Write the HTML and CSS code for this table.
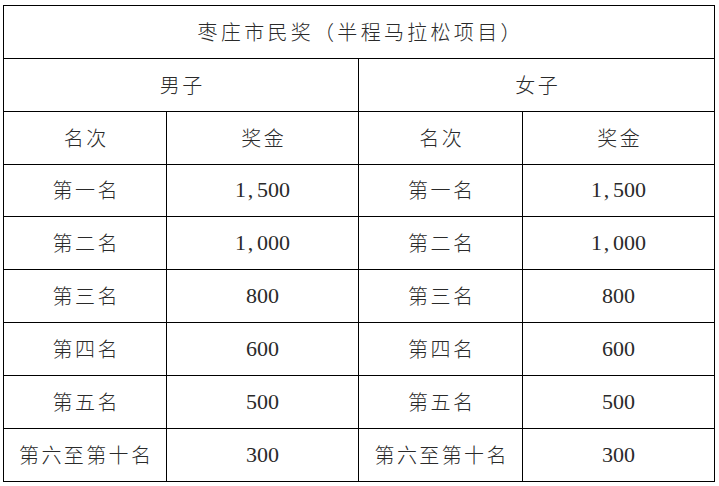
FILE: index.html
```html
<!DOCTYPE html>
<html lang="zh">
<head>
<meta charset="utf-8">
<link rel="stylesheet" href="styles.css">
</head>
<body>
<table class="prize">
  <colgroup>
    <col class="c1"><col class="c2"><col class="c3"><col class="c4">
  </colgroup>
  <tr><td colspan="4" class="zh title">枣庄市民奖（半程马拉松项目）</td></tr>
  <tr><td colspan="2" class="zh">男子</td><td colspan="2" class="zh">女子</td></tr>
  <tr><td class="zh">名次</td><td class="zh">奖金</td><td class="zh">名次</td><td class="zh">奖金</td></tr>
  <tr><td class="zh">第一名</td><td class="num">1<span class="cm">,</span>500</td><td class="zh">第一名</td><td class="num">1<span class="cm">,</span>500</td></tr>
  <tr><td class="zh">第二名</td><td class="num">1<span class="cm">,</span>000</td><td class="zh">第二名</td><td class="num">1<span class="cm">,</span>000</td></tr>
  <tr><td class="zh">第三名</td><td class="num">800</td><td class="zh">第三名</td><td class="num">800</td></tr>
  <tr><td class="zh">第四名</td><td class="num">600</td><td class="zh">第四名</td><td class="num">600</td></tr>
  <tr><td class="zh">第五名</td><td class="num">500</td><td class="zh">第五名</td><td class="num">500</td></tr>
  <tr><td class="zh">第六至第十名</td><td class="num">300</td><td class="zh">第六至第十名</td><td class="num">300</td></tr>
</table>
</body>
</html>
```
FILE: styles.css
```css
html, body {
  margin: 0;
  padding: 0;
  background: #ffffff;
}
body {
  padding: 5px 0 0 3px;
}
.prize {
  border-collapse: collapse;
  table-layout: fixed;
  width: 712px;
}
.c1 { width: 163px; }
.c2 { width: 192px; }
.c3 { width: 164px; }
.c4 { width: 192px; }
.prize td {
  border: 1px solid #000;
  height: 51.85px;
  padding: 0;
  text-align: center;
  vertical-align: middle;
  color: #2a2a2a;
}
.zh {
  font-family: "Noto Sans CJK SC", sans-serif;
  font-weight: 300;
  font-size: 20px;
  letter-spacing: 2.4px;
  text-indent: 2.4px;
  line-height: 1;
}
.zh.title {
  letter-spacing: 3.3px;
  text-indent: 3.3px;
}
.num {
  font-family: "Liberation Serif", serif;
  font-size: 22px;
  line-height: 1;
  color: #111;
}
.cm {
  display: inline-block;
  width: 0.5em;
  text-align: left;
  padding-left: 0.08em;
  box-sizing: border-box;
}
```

•••

• **DIRECTIVE**:
Quote the material word for word, dropping any images it holds.

• **RESULT**:
Write the HTML and CSS code for this table.
FILE: index.html
```html
<!DOCTYPE html>
<html lang="zh">
<head>
<meta charset="utf-8">
<link rel="stylesheet" href="styles.css">
</head>
<body>
<table class="prize">
  <colgroup>
    <col class="c1"><col class="c2"><col class="c3"><col class="c4">
  </colgroup>
  <tr><td colspan="4" class="zh title">枣庄市民奖（半程马拉松项目）</td></tr>
  <tr><td colspan="2" class="zh">男子</td><td colspan="2" class="zh">女子</td></tr>
  <tr><td class="zh">名次</td><td class="zh">奖金</td><td class="zh">名次</td><td class="zh">奖金</td></tr>
  <tr><td class="zh">第一名</td><td class="num">1<span class="cm">,</span>500</td><td class="zh">第一名</td><td class="num">1<span class="cm">,</span>500</td></tr>
  <tr><td class="zh">第二名</td><td class="num">1<span class="cm">,</span>000</td><td class="zh">第二名</td><td class="num">1<span class="cm">,</span>000</td></tr>
  <tr><td class="zh">第三名</td><td class="num">800</td><td class="zh">第三名</td><td class="num">800</td></tr>
  <tr><td class="zh">第四名</td><td class="num">600</td><td class="zh">第四名</td><td class="num">600</td></tr>
  <tr><td class="zh">第五名</td><td class="num">500</td><td class="zh">第五名</td><td class="num">500</td></tr>
  <tr><td class="zh">第六至第十名</td><td class="num">300</td><td class="zh">第六至第十名</td><td class="num">300</td></tr>
</table>
</body>
</html>
```
FILE: styles.css
```css
html, body {
  margin: 0;
  padding: 0;
  background: #ffffff;
}
body {
  padding: 5px 0 0 3px;
}
.prize {
  border-collapse: collapse;
  table-layout: fixed;
  width: 712px;
}
.c1 { width: 163px; }
.c2 { width: 192px; }
.c3 { width: 164px; }
.c4 { width: 192px; }
.prize td {
  border: 1px solid #000;
  height: 51.85px;
  padding: 0;
  text-align: center;
  vertical-align: middle;
  color: #2a2a2a;
}
.zh {
  font-family: "Noto Sans CJK SC", sans-serif;
  font-weight: 300;
  font-size: 20px;
  letter-spacing: 2.4px;
  text-indent: 2.4px;
  line-height: 1;
}
.zh.title {
  letter-spacing: 3.3px;
  text-indent: 3.3px;
}
.num {
  font-family: "Liberation Serif", serif;
  font-size: 22px;
  line-height: 1;
  color: #111;
}
.cm {
  display: inline-block;
  width: 0.5em;
  text-align: left;
  padding-left: 0.08em;
  box-sizing: border-box;
}
```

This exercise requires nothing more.